In the material below, list every line carrying the string "screenshot".

○ ○ ○ ○

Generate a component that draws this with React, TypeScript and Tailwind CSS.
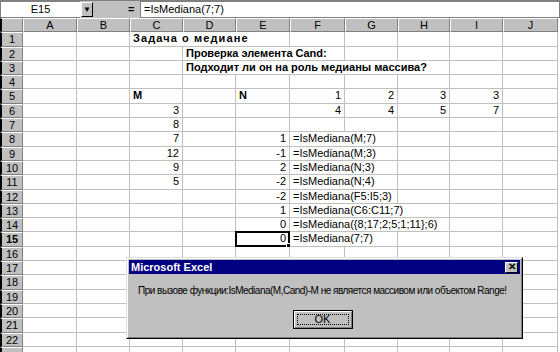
import React from "react";

type Cell = { t: string; r?: boolean; b?: boolean; span?: number; wide?: boolean };

const cols = ["A", "B", "C", "D", "E", "F", "G", "H", "I", "J"];

// строки листа: индекс колонки -> содержимое ячейки
const sheet: Record<number, Record<number, Cell>> = {
  1: { 2: { t: "Задача о медиане", b: true, span: 3, wide: true } },
  2: { 3: { t: "Проверка элемента Cand:", b: true, span: 3 } },
  3: { 3: { t: "Подходит ли он на роль медианы массива?", b: true, span: 5 } },
  5: {
    2: { t: "M", b: true },
    4: { t: "N", b: true },
    5: { t: "1", r: true },
    6: { t: "2", r: true },
    7: { t: "3", r: true },
    8: { t: "3", r: true },
  },
  6: {
    2: { t: "3", r: true },
    5: { t: "4", r: true },
    6: { t: "4", r: true },
    7: { t: "5", r: true },
    8: { t: "7", r: true },
  },
  7: { 2: { t: "8", r: true } },
  8: { 2: { t: "7", r: true }, 4: { t: "1", r: true }, 5: { t: "=IsMediana(M;7)", span: 2 } },
  9: { 2: { t: "12", r: true }, 4: { t: "-1", r: true }, 5: { t: "=IsMediana(M;3)", span: 2 } },
  10: { 2: { t: "9", r: true }, 4: { t: "2", r: true }, 5: { t: "=IsMediana(N;3)", span: 2 } },
  11: { 2: { t: "5", r: true }, 4: { t: "-2", r: true }, 5: { t: "=IsMediana(N;4)", span: 2 } },
  12: { 4: { t: "-2", r: true }, 5: { t: "=IsMediana(F5:I5;3)", span: 2 } },
  13: { 4: { t: "1", r: true }, 5: { t: "=IsMediana(C6:C11;7)", span: 3 } },
  14: { 4: { t: "0", r: true }, 5: { t: "=IsMediana({8;17;2;5;1;11};6)", span: 3 } },
  15: { 4: { t: "0", r: true }, 5: { t: "=IsMediana(7;7)", span: 2 } },
};

const rows = Array.from({ length: 23 }, (_, i) => i + 1);

function SheetRow({ n }: { n: number }) {
  const spec = sheet[n] || {};
  const out: React.ReactNode[] = [];
  let c = 0;
  while (c < 10) {
    const cell = spec[c];
    const span = cell?.span || 1;
    const selected = n === 15 && c === 4;
    out.push(
      <div
        key={c}
        style={span > 1 ? { gridColumn: `span ${span}` } : undefined}
        className={`relative border-r border-b border-[#c0c0c0] bg-white whitespace-nowrap leading-[13px] ${
          cell?.r ? "text-right pr-[3px]" : "pl-[3px]"
        } ${cell?.b ? "font-bold" : ""} ${cell?.wide ? "tracking-[1.1px]" : ""}`}
      >
        {selected && (
          <div className="absolute -left-px -top-px -right-px -bottom-px border-2 border-black">
            <div className="absolute -right-[3px] -bottom-[3px] w-[5px] h-[5px] bg-black border border-white" />
          </div>
        )}
        <span className="relative">{cell?.t}</span>
      </div>
    );
    c += span;
  }
  return (
    <>
      <div
        className={`border-l-2 border-l-black border-t border-t-white border-r border-r-[#808080] border-b border-b-[#808080] bg-[#c0c0c0] text-center leading-[12px] ${
          n === 15 ? "font-bold" : ""
        }`}
      >
        {n < 23 ? n : ""}
      </div>
      {out}
    </>
  );
}

export default function App() {
  return (
    <div className="relative w-[560px] h-[352px] overflow-hidden bg-white text-[11px] text-black font-['Liberation_Sans',Arial,sans-serif]">
      {/* строка формул */}
      <div className="flex h-[18px] border-t border-[#808080] bg-[#c0c0c0]">
        <div className="w-[81px] bg-white border border-[#808080] border-r-white text-center leading-[15px]">E15</div>
        <div className="w-[12px] my-px bg-[#c0c0c0] border border-white border-r-black border-b-black flex items-center justify-center text-[8px]">▼</div>
        <div className="w-[35px]" />
        <div className="w-[12px] font-bold leading-[16px]">=</div>
        <div className="flex-1 bg-white border border-[#808080] leading-[15px] pl-[3px]">=IsMediana(7;7)</div>
      </div>

      {/* лист */}
      <div className="grid grid-cols-[23px_54px_53px_53px_53px_54px_55px_53px_52px_53px_55px] auto-rows-[14.3px]">
        <div className="border-l-2 border-l-black border-t border-t-white border-r border-r-[#808080] border-b border-b-[#808080] bg-[#c0c0c0]" />
        {cols.map((l) => (
          <div
            key={l}
            className="border-t border-t-white border-l border-l-white border-r border-r-[#808080] border-b border-b-[#808080] bg-[#c0c0c0] text-center leading-[12px]"
          >
            {l}
          </div>
        ))}
        {rows.map((n) => (
          <SheetRow key={n} n={n} />
        ))}
      </div>

      {/* диалог */}
      <div className="absolute left-[126px] top-[257px] w-[397px] h-[82px] bg-[#c0c0c0] border border-t-[#dfdfdf] border-l-[#dfdfdf] border-r-black border-b-black">
        <div className="h-full border border-t-white border-l-white border-r-[#808080] border-b-[#808080] p-px flex flex-col">
          <div className="h-[14px] bg-[#000080] flex items-center justify-between pl-[2px] pr-[2px]">
            <span className="text-white font-bold text-[11px] leading-[12px]">Microsoft Excel</span>
            <div className="w-[13px] h-[11px] bg-[#c0c0c0] border border-t-white border-l-white border-r-black border-b-black flex items-center justify-center text-[10px] font-bold leading-none">
              ✕
            </div>
          </div>
          <div className="pl-[9px] pt-[11px] text-[10px] tracking-[-0.5px] whitespace-nowrap leading-[12px]">
            При вызове функции:IsMediana(M,Cand)-M не является массивом или объектом Range!
          </div>
          <div className="flex justify-center mt-[13px] mr-[4px]">
            <div className="w-[60px] h-[19px] border border-black">
              <div className="h-full border border-t-white border-l-white border-r-[#808080] border-b-[#808080] p-[2px]">
                <div className="h-full border border-dotted border-black flex items-center justify-center leading-none">OK</div>
              </div>
            </div>
          </div>
        </div>
      </div>
    </div>
  );
}
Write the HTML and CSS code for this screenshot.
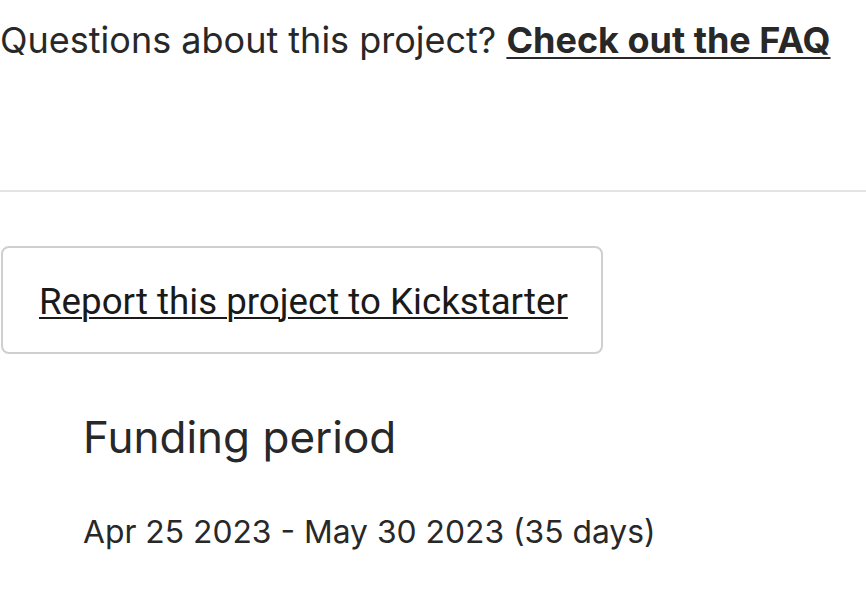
FILE: index.html
```html
<!DOCTYPE html>
<html lang="en">
<head>
    <meta charset="UTF-8">
    <meta name="viewport" content="width=device-width, initial-scale=1.0">
    <title>Project details</title>
    <link rel="stylesheet" href="styles.css">
</head>
<body>
    <div class="page">
        <p class="faq-text">
            Questions about this project? <a href="#" class="faq-link">Check out the FAQ</a>
        </p>

        <hr class="divider">

        <a href="#" class="report-button">Report this project to Kickstarter</a>

        <div class="funding">
            <h2 class="funding-title">Funding period</h2>
            <p class="funding-dates">Apr 25 2023 - May 30 2023 (35 days)</p>
        </div>
    </div>
</body>
</html>
```

FILE: styles.css
```css
:root {
    --text: #282828;
    --line: #e3e3e3;
    --border: #cfcfcf;
}

body {
    margin: 0;
    padding: 0;
    background: #fff;
    color: var(--text);
    font-family: 'Inter', 'Noto Sans', sans-serif;
}

.faq-text {
    margin: 0;
    padding-top: 17px;
    font-size: 36px;
    line-height: 46px;
    white-space: nowrap;
}
.faq-link {
    color: var(--text);
    font-weight: 700;
    text-decoration: underline;
    text-decoration-thickness: 2px;
    text-underline-offset: 4px;
}

.divider {
    border: none;
    border-top: 2px solid var(--line);
    margin: 127px 0 0;
}

/* Report button */
.report-button {
    display: block;
    margin: 54px 0 0 1px;
    box-sizing: border-box;
    width: 602px;
    height: 108px;
    padding: 32px 0 0 36px;
    border: 2px solid var(--border);
    border-radius: 8px;
    font-family: 'Roboto', sans-serif;
    font-size: 36.7px;
    line-height: 44px;
    color: #1a1a1a;
    text-decoration: underline;
    text-decoration-thickness: 2px;
    text-underline-offset: 3px;
    white-space: nowrap;
}

.funding {
    padding-left: 83px;
}
.funding-title {
    margin: 56px 0 0;
    font-size: 44px;
    font-weight: 400;
    line-height: 54px;
}
.funding-dates {
    margin: 48px 0 0;
    font-size: 31.8px;
    line-height: 40px;
}
```
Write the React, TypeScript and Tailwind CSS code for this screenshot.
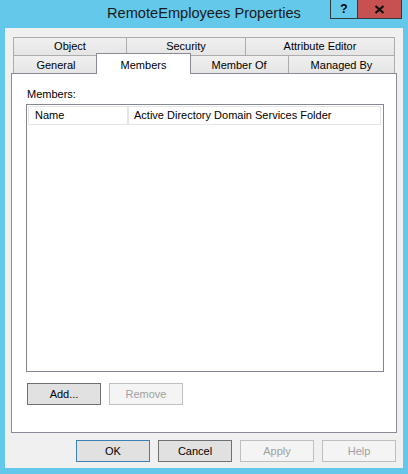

○ ○ ○ ○

_Response to this exercise_:
Write the HTML and CSS code for this screenshot.
Write the React, TypeScript and Tailwind CSS code for this screenshot.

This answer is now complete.